**Information supplied**:

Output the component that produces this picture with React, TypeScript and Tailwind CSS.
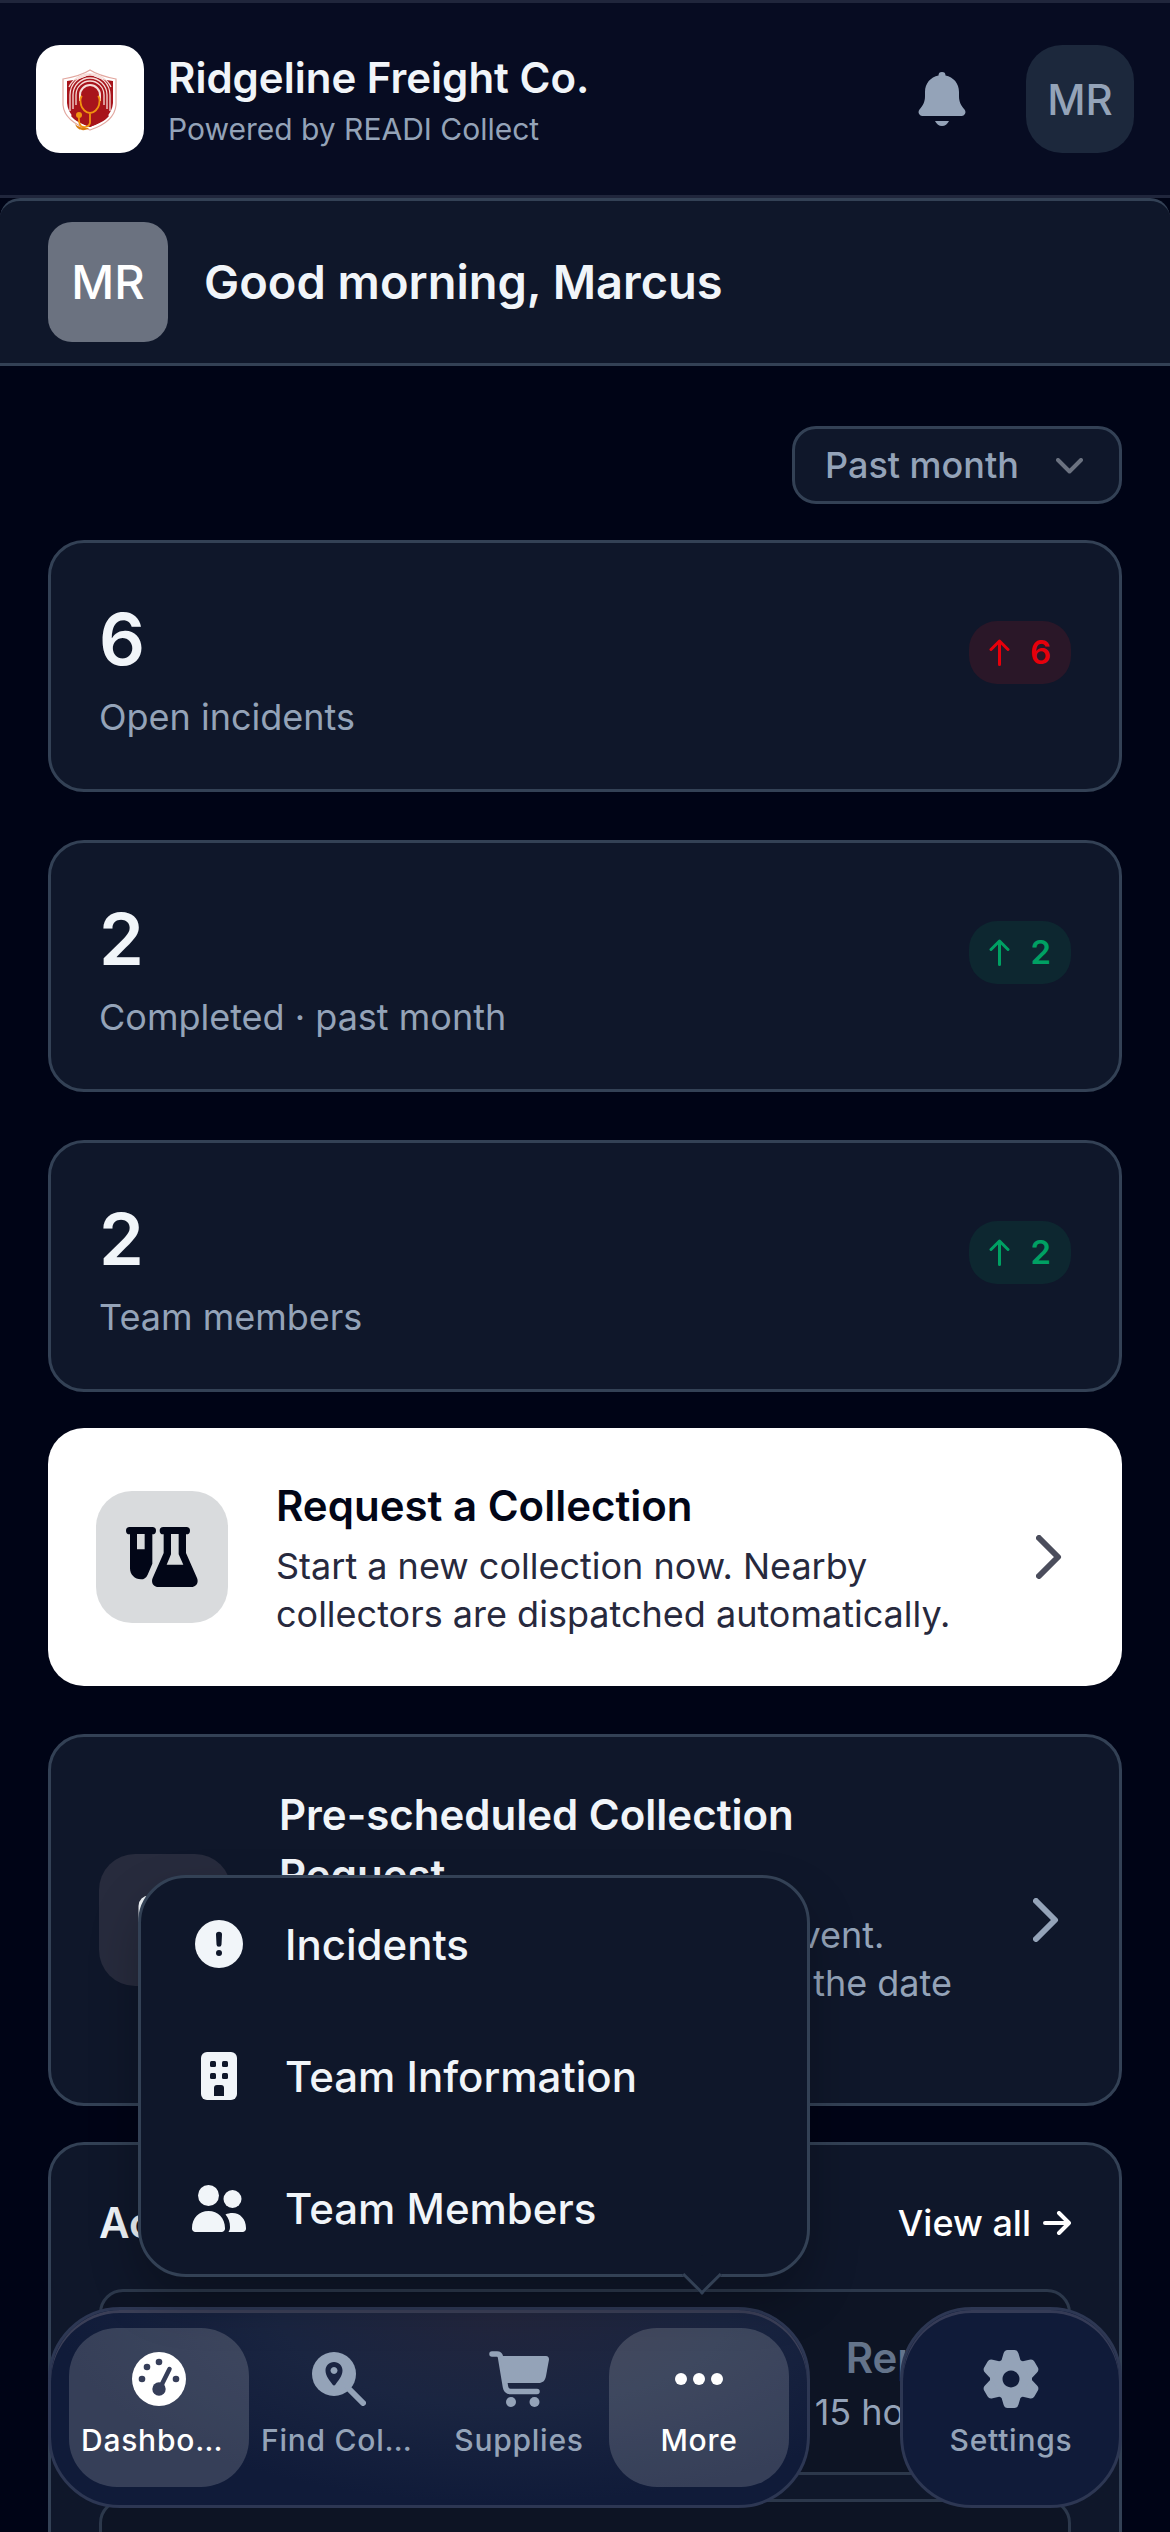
"use client";

import React from "react";

type IconProps = { className?: string };

const Logo = () => (
  <svg viewBox="0 0 108 108" className="size-27" aria-label="Logo">
    <path d="M54 25 C60 29 70 32 80 34 V60 C79 72 69 80 54 85 C39 80 28 72 27 60 V34 C38 32 48 29 54 25Z" fill="#fff" stroke="#e2a79f" strokeWidth="1.2" />
    <path d="M54 29 C60 33 68 35 77 36 V58 C76 70 67 77 54 82 C41 77 32 70 31 58 V36 C40 35 48 33 54 29Z" fill="#a8141b" />
    <g fill="none" stroke="#f6dcd8" strokeWidth="1.3">
      <path d="M44 56 V50 a10 10 0 0 1 20 0 V56" strokeWidth="2" />
      <path d="M40 60 V50 a14 14 0 0 1 28 0 V60" />
      <path d="M37 64 V50 a17 17 0 0 1 34 0 V64" />
      <path d="M34 66 V50 a20 20 0 0 1 40 0 V66" />
      <path d="M33 42 a23 22 0 0 1 42 0" />
    </g>
    <path d="M54 42 c5 0 8 4 8 9 c0 5-2 9-4 11 v2 c7 2 13 4 15 7 c-4 5-11 8-19 11 c-8-3-15-6-19-11 c2-3 8-5 15-7 v-2 c-2-2-4-6-4-11 c0-5 3-9 8-9Z" fill="#a8141b" />
    <path d="M46 51 c-3 3-1 7-1 9 c1 4 5 8 9 8 c4 0 8-4 9-8 c0-2 2-6-1-9 M54 68 V78 c-1 4-6 5-9 3 c-3-3-2-7-2-11" fill="none" stroke="#f0930f" strokeWidth="1.8" />
    <circle cx="43" cy="70" r="3" fill="#f0930f" />
    <path d="M39 79 c3 3 8 4 14 4 c-3 3-11 4-14-4Z" fill="#d97c10" />
  </svg>
);

const BellIcon = ({ className }: IconProps) => (
  <svg viewBox="0 0 48 54" className={className} fill="currentColor">
    <path d="M24 0 a3.5 3.5 0 0 1 3.5 3.6 C35.500 5.200 41 11.500 41 20 V24 C41 30 43 33.500 46.500 37.500 A4 4 0 0 1 44 44 H4 A4 4 0 0 1 1.500 37.500 C5 33.500 7 30 7 24 V20 C7 11.500 12.500 5.200 20.500 3.600 A3.5 3.5 0 0 1 24 0Z" />
    <path d="M17 49 H31 C29.500 52 27 54 24 54 C21 54 18.500 52 17 49Z" />
  </svg>
);

const ArrowUpIcon = () => (
  <svg viewBox="0 0 21 27" className="h-[27px] w-[21px]" fill="none" stroke="currentColor" strokeWidth="3" strokeLinecap="round" strokeLinejoin="round">
    <path d="M10.500 25.500 V2 M2 10.500 L10.500 2 L19 10.500" />
  </svg>
);

const ArrowRightIcon = () => (
  <svg viewBox="0 0 28 24" className="h-6 w-7" fill="none" stroke="currentColor" strokeWidth="4" strokeLinecap="round" strokeLinejoin="round">
    <path d="M2 12 H26 M16 2 L26 12 L16 22" />
  </svg>
);

const ChevronDownIcon = ({ className }: IconProps) => (
  <svg viewBox="0 0 27 16" className={className} fill="none" stroke="currentColor" strokeWidth="4" strokeLinecap="round" strokeLinejoin="round">
    <path d="M2 2 L13.500 13.500 L25 2" />
  </svg>
);

const ChevronRightIcon = ({ className }: IconProps) => (
  <svg viewBox="0 0 26 44" className={className} fill="none" stroke="currentColor" strokeWidth="6" strokeLinecap="round" strokeLinejoin="round">
    <path d="M3 3 L22 22 L3 41" />
  </svg>
);

const FlaskIcon = () => (
  <svg viewBox="0 0 216 180" className="h-15 w-18" fill="currentColor">
    <path fillRule="evenodd" d="M11 0 H79 a11 11 0 0 1 0 22 V110 L65 143 C60 153 54 157 45 157 C26 157 12 143 12 124 V22 H11 A11 11 0 0 1 11 0Z M33 21 V67 H56 V21Z" />
    <path fillRule="evenodd" d="M112 0 H181 a11 11 0 0 1 0 22 H180 V78 L213 153 C219 167 210 180 196 180 H97 C83 180 74 167 80 153 L113 78 V22 H112 A11 11 0 0 1 112 0Z M135 21 V82 L122 113 H172 L158 82 V21Z" />
  </svg>
);

const CalendarIcon = () => (
  <svg viewBox="0 0 54 60" className="h-15 w-[54px]" fill="none" stroke="currentColor" strokeWidth="5">
    <rect x="3" y="8" width="48" height="49" rx="8" />
    <path d="M3 24 H51 M16 1 V14 M38 1 V14" />
  </svg>
);

const AlertIcon = () => (
  <svg viewBox="0 0 48 48" className="size-12">
    <circle cx="24" cy="24" r="24" fill="currentColor" />
    <path d="M21 14.500 a3 2.800 0 0 1 6 0 L26.500 24.500 a2.500 2.300 0 0 1 -5 0Z" fill="#0f172a" />
    <circle cx="24" cy="33" r="3" fill="#0f172a" />
  </svg>
);

const BuildingIcon = () => (
  <svg viewBox="0 0 36 48" className="h-12 w-9">
    <rect width="36" height="48" rx="6" fill="currentColor" />
    <g fill="#0f172a">
      <rect x="9" y="9" width="6" height="6" rx="1.500" />
      <rect x="21" y="9" width="6" height="6" rx="1.500" />
      <rect x="9" y="21" width="6" height="6" rx="1.500" />
      <rect x="21" y="21" width="6" height="6" rx="1.500" />
      <path d="M13 44 V36 a3 3 0 0 1 3-3 H20 a3 3 0 0 1 3 3 V44Z" />
    </g>
  </svg>
);

const GroupIcon = () => (
  <svg viewBox="0 0 54 47" className="h-[47px] w-[54px]" fill="currentColor">
    <circle cx="16.500" cy="10.500" r="10.500" />
    <circle cx="40.500" cy="14" r="9" />
    <path d="M0 43 C0 33 7 26 16.500 26 C26 26 33 33 33 43 A3.500 3.500 0 0 1 29.500 47 H3.500 A3.500 3.500 0 0 1 0 43Z" />
    <path d="M33.500 29.500 C35.500 28.500 38 28 40.500 28 C48 28 54 34 54 43 A3.500 3.500 0 0 1 50.500 47 H36.500 C37.500 45.500 38 44 38 42 C38 37 36.500 33 33.500 29.500Z" />
  </svg>
);

const GaugeIcon = () => (
  <svg viewBox="0 0 54 54" className="size-[54px]">
    <circle cx="27" cy="27" r="27" fill="currentColor" />
    <g fill="#363e59">
      <circle cx="10" cy="27" r="3.300" />
      <circle cx="15" cy="15" r="3.300" />
      <circle cx="27" cy="10" r="3.300" />
      <circle cx="44" cy="27" r="3.300" />
      <circle cx="27" cy="37" r="6.700" />
    </g>
    <path d="M28 36 L37.500 17" stroke="#363e59" strokeWidth="4.500" strokeLinecap="round" />
  </svg>
);

const FindIcon = () => (
  <svg viewBox="0 0 54 54" className="size-[54px]">
    <circle cx="22" cy="22" r="22" fill="currentColor" />
    <path d="M36 36 L51 51" stroke="currentColor" strokeWidth="6" strokeLinecap="round" />
    <path fillRule="evenodd" fill="#1a2442" d="M22 10 C27 10 30.500 13.700 30.500 18.500 C30.500 24 26 29 23.500 32.500 Q22 34.500 20.500 32.500 C18 29 13.500 24 13.500 18.500 C13.500 13.700 17 10 22 10Z M22 15 a3.500 3.500 0 1 0 0.010 0Z" />
  </svg>
);

const CartIcon = () => (
  <svg viewBox="0 0 60 56" className="h-14 w-[60px]" fill="currentColor">
    <path d="M3 3 H8 C10 3 11 4 11.500 6 L16.500 36 C17 39 18.500 40.500 21.500 40.500 H48" fill="none" stroke="currentColor" strokeWidth="5.500" strokeLinecap="round" />
    <path d="M11 5 H57 C59 5 60 6.500 60 8.500 L57 25 C56 30 53.500 32 49.500 32 H16Z" />
    <circle cx="22" cy="51" r="5" />
    <circle cx="45.500" cy="51" r="5" />
  </svg>
);

const DotsIcon = () => (
  <svg viewBox="0 0 54 54" className="size-[54px]" fill="currentColor">
    <circle cx="9" cy="27" r="6" />
    <circle cx="27" cy="27" r="6" />
    <circle cx="45" cy="27" r="6" />
  </svg>
);

const GearIcon = () => (
  <svg viewBox="-29 -29 58 58" className="size-[58px]" fill="currentColor">
    <path fillRule="evenodd" d="M0 -21 a21 21 0 1 0 0.010 0Z M0 -8.500 a8.500 8.500 0 1 1 -0.010 0Z" />
    {[0, 60, 120, 180, 240, 300].map((deg) => (
      <path key={deg} transform={`rotate(${deg})`} d="M-10 -17 L-7.500 -25.500 Q-6.500 -29 -3.500 -29 H3.500 Q6.500 -29 7.500 -25.500 L10 -17Z" />
    ))}
  </svg>
);

const stats = [
  { value: 6, label: "Open incidents", change: 6, tone: "bg-[#2a1728] text-[#e7000b]" },
  { value: 2, label: "Completed · past month", change: 2, tone: "bg-[#0d2730] text-[#00a063]" },
  { value: 2, label: "Team members", change: 2, tone: "bg-[#0d2730] text-[#00a063]" },
];

const menuItems = [
  { href: "#incidents", label: "Incidents", icon: <AlertIcon /> },
  { href: "#team-info", label: "Team Information", icon: <BuildingIcon /> },
  { href: "#team-members", label: "Team Members", icon: <GroupIcon /> },
];

const navItems = [
  { label: "Dashboard", icon: <GaugeIcon />, isActive: true },
  { label: "Find Collectors", icon: <FindIcon />, isActive: false },
  { label: "Supplies", icon: <CartIcon />, isActive: false },
  { label: "More", icon: <DotsIcon />, isActive: true },
];

function NavButton({ label, icon, isActive }: { label: string; icon: React.ReactNode; isActive: boolean }) {
  return (
    <button
      className={`flex h-[159px] w-[180px] flex-col items-center gap-4 rounded-[48px] px-3 pt-6 text-[30px] leading-9 font-medium tracking-wide ${
        isActive ? "bg-white/16 text-white" : "text-[#94a3b8]"
      }`}
    >
      <span className="flex h-[54px] items-center">{icon}</span>
      <span className="max-w-full truncate">{label}</span>
    </button>
  );
}

export default function App() {
  return (
    <div className="relative flex h-dvh flex-col overflow-hidden bg-[#000416] font-['Inter',sans-serif] text-[#f1f5f9]">
      {/* Header */}
      <header className="flex h-[198px] shrink-0 items-center border-y-3 border-[#20263c] bg-[#070c22] px-9">
        <div className="size-27 shrink-0 rounded-3xl bg-white">
          <Logo />
        </div>
        <div className="ml-6 flex-1 pt-1.5">
          <h1 className="text-[42px] leading-[54px] font-semibold">Ridgeline Freight Co.</h1>
          <p className="text-[30px] leading-12 text-[#94a3b8]">Powered by READI Collect</p>
        </div>
        <div className="flex items-center gap-9">
          <button aria-label="Notifications" className="flex size-24 items-center justify-center text-[#94a3b8]">
            <BellIcon className="h-[54px] w-12" />
          </button>
          <button className="size-27 rounded-[36px] bg-[#1c283c] text-[42px] font-medium text-[#94a3b8]">MR</button>
        </div>
      </header>

      <main className="min-h-0 flex-1 overflow-y-auto [scrollbar-width:none]">
        {/* Greeting */}
        <section className="flex items-center gap-9 rounded-t-[20px] border-y-3 border-[#334155] bg-[#0f172a] px-12 py-[21px]">
          <div className="flex size-30 items-center justify-center rounded-3xl bg-[#6b7280] text-[47px] font-medium text-white">MR</div>
          <h2 className="text-[47px] leading-15 font-semibold">Good morning, Marcus</h2>
        </section>

        <div className="px-12 pt-15">
          <div className="flex justify-end">
            <div className="relative">
              <select
                aria-label="Period"
                className="h-[78px] w-[330px] appearance-none rounded-3xl border-3 border-[#334155] bg-[#0f172a] px-[30px] text-[36px] font-medium text-[#94a3b8]"
              >
                <option>Past month</option>
                <option>Past week</option>
              </select>
              <ChevronDownIcon className="pointer-events-none absolute top-8 right-[39px] h-4 w-[27px] text-[#6b7280]" />
            </div>
          </div>

          {/* Stats */}
          <div className="mt-9 flex flex-col gap-12">
            {stats.map(({ value, label, change, tone }) => (
              <div key={label} className="flex items-start justify-between rounded-[36px] border-3 border-[#334155] bg-[#0f172a] p-12">
                <div>
                  <p className="text-[72px] leading-24 font-semibold">{value}</p>
                  <p className="mt-1.5 text-[36px] leading-12 text-[#94a3b8]">{label}</p>
                </div>
                <span className={`mt-[30px] flex h-[63px] items-center gap-5 rounded-[28px] px-5 text-[33px] font-semibold ${tone}`}>
                  <ArrowUpIcon />
                  {change}
                </span>
              </div>
            ))}
          </div>

          {/* Actions */}
          <a href="#request" className="mt-9 flex items-center gap-12 rounded-[36px] bg-white p-12 text-[#020617]">
            <span className="flex size-33 shrink-0 items-center justify-center rounded-[36px] bg-[#d9dbdd]">
              <FlaskIcon />
            </span>
            <span className="flex-1">
              <span className="block text-[42px] leading-15 font-semibold">Request a Collection</span>
              <span className="mt-1.5 block text-[36px] leading-12 text-[#27293d]">
                Start a new collection now. Nearby collectors are dispatched automatically.
              </span>
            </span>
            <ChevronRightIcon className="mr-3 h-11 w-[26px] text-[#4b4d5c]" />
          </a>

          <a href="#schedule" className="mt-12 flex items-center gap-12 rounded-[36px] border-3 border-[#334155] bg-[#0f172a] p-12">
            <span className="flex size-33 shrink-0 items-center justify-center rounded-[36px] bg-[#272b3d]">
              <CalendarIcon />
            </span>
            <span className="flex-1">
              <span className="block max-w-[600px] text-[42px] leading-15 font-semibold">Pre-scheduled Collection Request</span>
              <span className="mt-1.5 block max-w-[696px] text-[36px] leading-12 text-[#94a3b8]">
                Book a collection for a future event. Select the location and choose the date and time.
              </span>
            </span>
            <ChevronRightIcon className="mr-3 h-11 w-[26px] text-[#94a3b8]" />
          </a>

          {/* Activity */}
          <section className="mt-9 rounded-[36px] border-3 border-[#334155] bg-[#0f172a] p-12">
            <div className="flex items-center justify-between">
              <h3 className="text-[42px] leading-15 font-semibold">Active Incidents</h3>
              <a href="#all" className="flex items-center gap-3 text-[36px] leading-12 font-medium text-white">
                View all
                <ArrowRightIcon />
              </a>
            </div>
            <div className="mt-9 flex flex-col gap-6">
              {[1, 2].map((id) => (
                <div key={id} className="rounded-3xl border-3 border-[#2c384b] bg-[#0d1424] p-9 text-right">
                  <p className="text-[42px] leading-15 font-semibold text-[#64748b]">Reported</p>
                  <p className="text-[36px] leading-12 text-[#94a3b8]">15 hours ago</p>
                </div>
              ))}
            </div>
          </section>
        </div>
      </main>

      {/* Bottom nav */}
      <div className="absolute inset-x-12 bottom-6 flex items-end justify-between">
        <nav className="relative flex rounded-[72px] border-3 border-[#2d3753] bg-[#101b39] bg-[radial-gradient(ellipse_at_60%_0%,#23263d_0%,#1a2541_35%,#101b39_70%)] p-[18px] shadow-[inset_0_3px_0_#3b3f57]">
          {navItems.map((item) => (
            <NavButton key={item.label} {...item} />
          ))}

          {/* More menu */}
          <div className="absolute right-[-3px] bottom-[228px] w-[672px] rounded-[48px] border-3 border-[#334155] bg-[#0f172a] shadow-[0_24px_48px_rgba(0,0,0,0.25)]">
            {menuItems.map(({ href, label, icon }) => (
              <a key={href} href={href} className="flex h-33 items-center gap-9 px-12 text-[42px] font-medium">
                <span className="flex w-15 justify-center">{icon}</span>
                {label}
              </a>
            ))}
            <span className="absolute right-[91px] bottom-[-15px] size-7 rotate-45 border-r-3 border-b-3 border-[#334155] bg-[#0f172a]" />
          </div>
        </nav>
        <nav className="flex rounded-[72px] border-3 border-[#2d3753] bg-[#101b39] p-[18px] shadow-[inset_0_3px_0_#353b56]">
          <NavButton label="Settings" icon={<GearIcon />} isActive={false} />
        </nav>
      </div>
    </div>
  );
}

**Given problem**:
Which lines hold the word "React"? Show each one.

**Solution below**:
Output the component that produces this picture with React, TypeScript and Tailwind CSS.
import React from "react";
function NavButton({ label, icon, isActive }: { label: string; icon: React.ReactNode; isActive: boolean }) {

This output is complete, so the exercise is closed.